▶ [Problem to work on] Exactly repeat the material, dropping every picture from the copy.

==========

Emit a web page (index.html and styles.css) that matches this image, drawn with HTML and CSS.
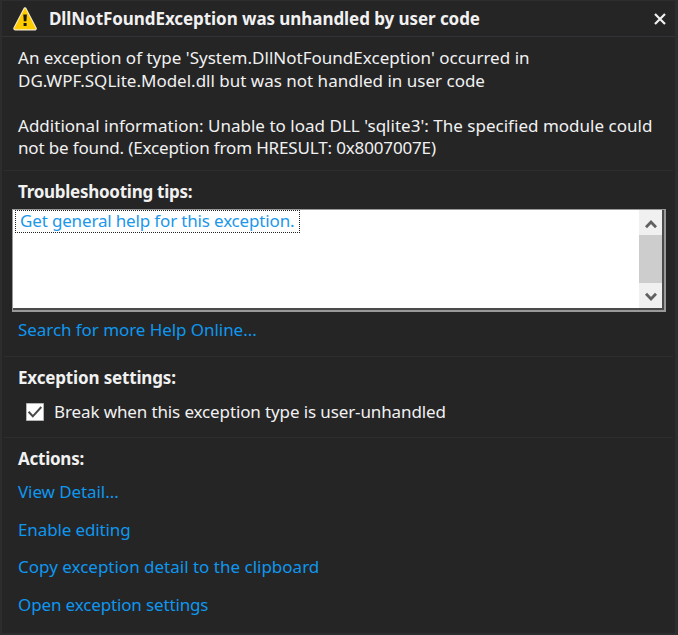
FILE: index.html
```html
<!DOCTYPE html>
<html lang="en">
<head>
<meta charset="utf-8">
<title>Exception Assistant</title>
<link rel="stylesheet" href="styles.css">
</head>
<body>
<main class="dialog">
  <header class="titlebar">
    <svg class="warning" viewBox="0 0 24 24"><path d="M12 2.2 22 21.6H2Z" fill="#ffcc00" stroke="#f4ead0" stroke-width="3.6" stroke-linejoin="round"/><path d="M12 2.2 22 21.6H2Z" fill="#ffcc00" stroke="#ffcc00" stroke-width="1.4" stroke-linejoin="round"/><path d="M10.3 7.6h3.6l-.5 6.6h-2.6zM10.6 16h3v3h-3z" fill="#191919"/></svg>
    <h1 class="t-title">DllNotFoundException was unhandled by user code</h1>
    <svg class="close" viewBox="0 0 14 12"><path d="M2 1 12 11M12 1 2 11" stroke="#f1f1f1" stroke-width="2.2"/></svg>
  </header>
  <section class="message">
    <p><span class="t-line1">An exception of type 'System.DllNotFoundException' occurred in</span><br><span class="t-line2">DG.WPF.SQLite.Model.dll but was not handled in user code</span></p>
    <p><span class="t-line3">Additional information: Unable to load DLL 'sqlite3': The specified module could</span><br><span class="t-line4">not be found. (Exception from HRESULT: 0x8007007E)</span></p>
  </section>
  <section class="tips">
    <h2 class="t-tips">Troubleshooting tips:</h2>
    <div class="listbox">
      <div class="items"><a class="focused"><span class="t-help">Get general help for this exception.</span></a></div>
      <div class="scrollbar">
        <svg class="arrow" viewBox="0 0 12 10"><path d="M1 8.2 6 3l5 5.2" fill="none" stroke="#606060" stroke-width="2.8"/></svg>
        <div class="thumb"></div>
        <svg class="arrow" viewBox="0 0 12 10"><path d="M1 1.8 6 7l5-5.2" fill="none" stroke="#606060" stroke-width="2.8"/></svg>
      </div>
    </div>
    <a class="link"><span class="t-search">Search for more Help Online...</span></a>
  </section>
  <section class="settings">
    <h2 class="t-settings">Exception settings:</h2>
    <label class="check"><svg class="box" viewBox="0 0 18 18"><path d="M.5.5h17v17H.5z" fill="#fdfdfd" stroke="#b5b5b5"/><path d="M2.6 8.8 6.8 13.3 15.3 4" fill="none" stroke="#484848" stroke-width="2"/></svg><span class="t-break">Break when this exception type is user-unhandled</span></label>
  </section>
  <section class="actions">
    <h2 class="t-actions">Actions:</h2>
    <a class="link"><span class="t-view">View Detail...</span></a>
    <a class="link"><span class="t-edit">Enable editing</span></a>
    <a class="link"><span class="t-copy">Copy exception detail to the clipboard</span></a>
    <a class="link"><span class="t-open">Open exception settings</span></a>
  </section>
</main>
</body>
</html>
```
FILE: styles.css
```css
* { box-sizing: border-box; }
body { margin: 0; background: #252526; }
.dialog {
  width: 678px;
  height: 635px;
  border: 2px solid #2d2d30;
  border-right-width: 3px;
  border-top-width: 1px;
  background: #252526;
  color: #f1f1f1;
  font: 17px/22.5px "Noto Sans", "Open Sans", sans-serif;
  white-space: nowrap;
  overflow: hidden;
}
h1, h2, p { margin: 0; font-size: inherit; line-height: inherit; }
h1, h2 { font-weight: 700; }
.titlebar { display: flex; align-items: center; height: 36px; padding: 0 8px 0 11px; border-bottom: 1px solid #333337; }
.titlebar h1 { padding-top: 1px; }
.warning { width: 24px; height: 24px; margin-right: 12px; }
.close { width: 14px; height: 12px; margin-left: auto; }
.message { height: 133px; padding: 10px 0 0 16px; }
.message p + p { margin-top: 22.5px; }
.tips, .settings, .actions { margin: 0 2px; border-top: 1px solid #2d2d30; padding-left: 14px; }
.tips { height: 186px; padding-top: 10px; }
.listbox { display: flex; width: 654px; height: 103px; margin: 5px 0 7px -6px; border: 1px solid #999; border-right-width: 2px; border-bottom-width: 2px; background: #fff; box-shadow: inset -2px -2px #4a4a4a; }
.items { flex: 1; padding: 0 0 0 2px; }
.focused { display: inline-flex; align-items: center; height: 23px; width: 285px; padding: 1px 0 0 4px; border: 1px dotted #222; color: #1c97ea; }
.scrollbar { display: flex; flex-direction: column; align-items: center; justify-content: space-between; width: 23px; margin: 0 2px 2px 0; background: #f0f0f0; padding: 9px 0 6px; }
.arrow { width: 12px; height: 10px; }
.thumb { width: 23px; height: 48px; margin-top: -3px; background: #cdcdcd; }
.link { display: block; color: #0e97ef; }
.settings { height: 81px; padding-top: 10px; }
.check { display: flex; align-items: center; margin: 11px 0 0 8px; }
.box { width: 18px; height: 18px; margin-right: 10px; }
.actions { padding-top: 10px; }
.actions .link { margin-top: 15px; }
.actions h2 + .link { margin-top: 10.5px; }

.t-title { letter-spacing: -0.07px; }
.t-tips { letter-spacing: -0.27px; }
.t-settings { letter-spacing: -0.16px; }
.t-actions { letter-spacing: -0.25px; }
.t-line1, .t-line3 { letter-spacing: 0.016px; }
.t-line4 { letter-spacing: -0.15px; }
.t-help { letter-spacing: -0.16px; }
.t-search { letter-spacing: -0.06px; }
.t-break { letter-spacing: -0.12px; }
.t-view { letter-spacing: -0.08px; }
.t-edit { letter-spacing: -0.12px; }
.t-open { letter-spacing: -0.14px; }
```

==========

▶ [Solved exercise]
Emit a web page (index.html and styles.css) that matches this image, drawn with HTML and CSS.
FILE: index.html
```html
<!DOCTYPE html>
<html lang="en">
<head>
<meta charset="utf-8">
<title>Exception Assistant</title>
<link rel="stylesheet" href="styles.css">
</head>
<body>
<main class="dialog">
  <header class="titlebar">
    <svg class="warning" viewBox="0 0 24 24"><path d="M12 2.2 22 21.6H2Z" fill="#ffcc00" stroke="#f4ead0" stroke-width="3.6" stroke-linejoin="round"/><path d="M12 2.2 22 21.6H2Z" fill="#ffcc00" stroke="#ffcc00" stroke-width="1.4" stroke-linejoin="round"/><path d="M10.3 7.6h3.6l-.5 6.6h-2.6zM10.6 16h3v3h-3z" fill="#191919"/></svg>
    <h1 class="t-title">DllNotFoundException was unhandled by user code</h1>
    <svg class="close" viewBox="0 0 14 12"><path d="M2 1 12 11M12 1 2 11" stroke="#f1f1f1" stroke-width="2.2"/></svg>
  </header>
  <section class="message">
    <p><span class="t-line1">An exception of type 'System.DllNotFoundException' occurred in</span><br><span class="t-line2">DG.WPF.SQLite.Model.dll but was not handled in user code</span></p>
    <p><span class="t-line3">Additional information: Unable to load DLL 'sqlite3': The specified module could</span><br><span class="t-line4">not be found. (Exception from HRESULT: 0x8007007E)</span></p>
  </section>
  <section class="tips">
    <h2 class="t-tips">Troubleshooting tips:</h2>
    <div class="listbox">
      <div class="items"><a class="focused"><span class="t-help">Get general help for this exception.</span></a></div>
      <div class="scrollbar">
        <svg class="arrow" viewBox="0 0 12 10"><path d="M1 8.2 6 3l5 5.2" fill="none" stroke="#606060" stroke-width="2.8"/></svg>
        <div class="thumb"></div>
        <svg class="arrow" viewBox="0 0 12 10"><path d="M1 1.8 6 7l5-5.2" fill="none" stroke="#606060" stroke-width="2.8"/></svg>
      </div>
    </div>
    <a class="link"><span class="t-search">Search for more Help Online...</span></a>
  </section>
  <section class="settings">
    <h2 class="t-settings">Exception settings:</h2>
    <label class="check"><svg class="box" viewBox="0 0 18 18"><path d="M.5.5h17v17H.5z" fill="#fdfdfd" stroke="#b5b5b5"/><path d="M2.6 8.8 6.8 13.3 15.3 4" fill="none" stroke="#484848" stroke-width="2"/></svg><span class="t-break">Break when this exception type is user-unhandled</span></label>
  </section>
  <section class="actions">
    <h2 class="t-actions">Actions:</h2>
    <a class="link"><span class="t-view">View Detail...</span></a>
    <a class="link"><span class="t-edit">Enable editing</span></a>
    <a class="link"><span class="t-copy">Copy exception detail to the clipboard</span></a>
    <a class="link"><span class="t-open">Open exception settings</span></a>
  </section>
</main>
</body>
</html>
```
FILE: styles.css
```css
* { box-sizing: border-box; }
body { margin: 0; background: #252526; }
.dialog {
  width: 678px;
  height: 635px;
  border: 2px solid #2d2d30;
  border-right-width: 3px;
  border-top-width: 1px;
  background: #252526;
  color: #f1f1f1;
  font: 17px/22.5px "Noto Sans", "Open Sans", sans-serif;
  white-space: nowrap;
  overflow: hidden;
}
h1, h2, p { margin: 0; font-size: inherit; line-height: inherit; }
h1, h2 { font-weight: 700; }
.titlebar { display: flex; align-items: center; height: 36px; padding: 0 8px 0 11px; border-bottom: 1px solid #333337; }
.titlebar h1 { padding-top: 1px; }
.warning { width: 24px; height: 24px; margin-right: 12px; }
.close { width: 14px; height: 12px; margin-left: auto; }
.message { height: 133px; padding: 10px 0 0 16px; }
.message p + p { margin-top: 22.5px; }
.tips, .settings, .actions { margin: 0 2px; border-top: 1px solid #2d2d30; padding-left: 14px; }
.tips { height: 186px; padding-top: 10px; }
.listbox { display: flex; width: 654px; height: 103px; margin: 5px 0 7px -6px; border: 1px solid #999; border-right-width: 2px; border-bottom-width: 2px; background: #fff; box-shadow: inset -2px -2px #4a4a4a; }
.items { flex: 1; padding: 0 0 0 2px; }
.focused { display: inline-flex; align-items: center; height: 23px; width: 285px; padding: 1px 0 0 4px; border: 1px dotted #222; color: #1c97ea; }
.scrollbar { display: flex; flex-direction: column; align-items: center; justify-content: space-between; width: 23px; margin: 0 2px 2px 0; background: #f0f0f0; padding: 9px 0 6px; }
.arrow { width: 12px; height: 10px; }
.thumb { width: 23px; height: 48px; margin-top: -3px; background: #cdcdcd; }
.link { display: block; color: #0e97ef; }
.settings { height: 81px; padding-top: 10px; }
.check { display: flex; align-items: center; margin: 11px 0 0 8px; }
.box { width: 18px; height: 18px; margin-right: 10px; }
.actions { padding-top: 10px; }
.actions .link { margin-top: 15px; }
.actions h2 + .link { margin-top: 10.5px; }

.t-title { letter-spacing: -0.07px; }
.t-tips { letter-spacing: -0.27px; }
.t-settings { letter-spacing: -0.16px; }
.t-actions { letter-spacing: -0.25px; }
.t-line1, .t-line3 { letter-spacing: 0.016px; }
.t-line4 { letter-spacing: -0.15px; }
.t-help { letter-spacing: -0.16px; }
.t-search { letter-spacing: -0.06px; }
.t-break { letter-spacing: -0.12px; }
.t-view { letter-spacing: -0.08px; }
.t-edit { letter-spacing: -0.12px; }
.t-open { letter-spacing: -0.14px; }
```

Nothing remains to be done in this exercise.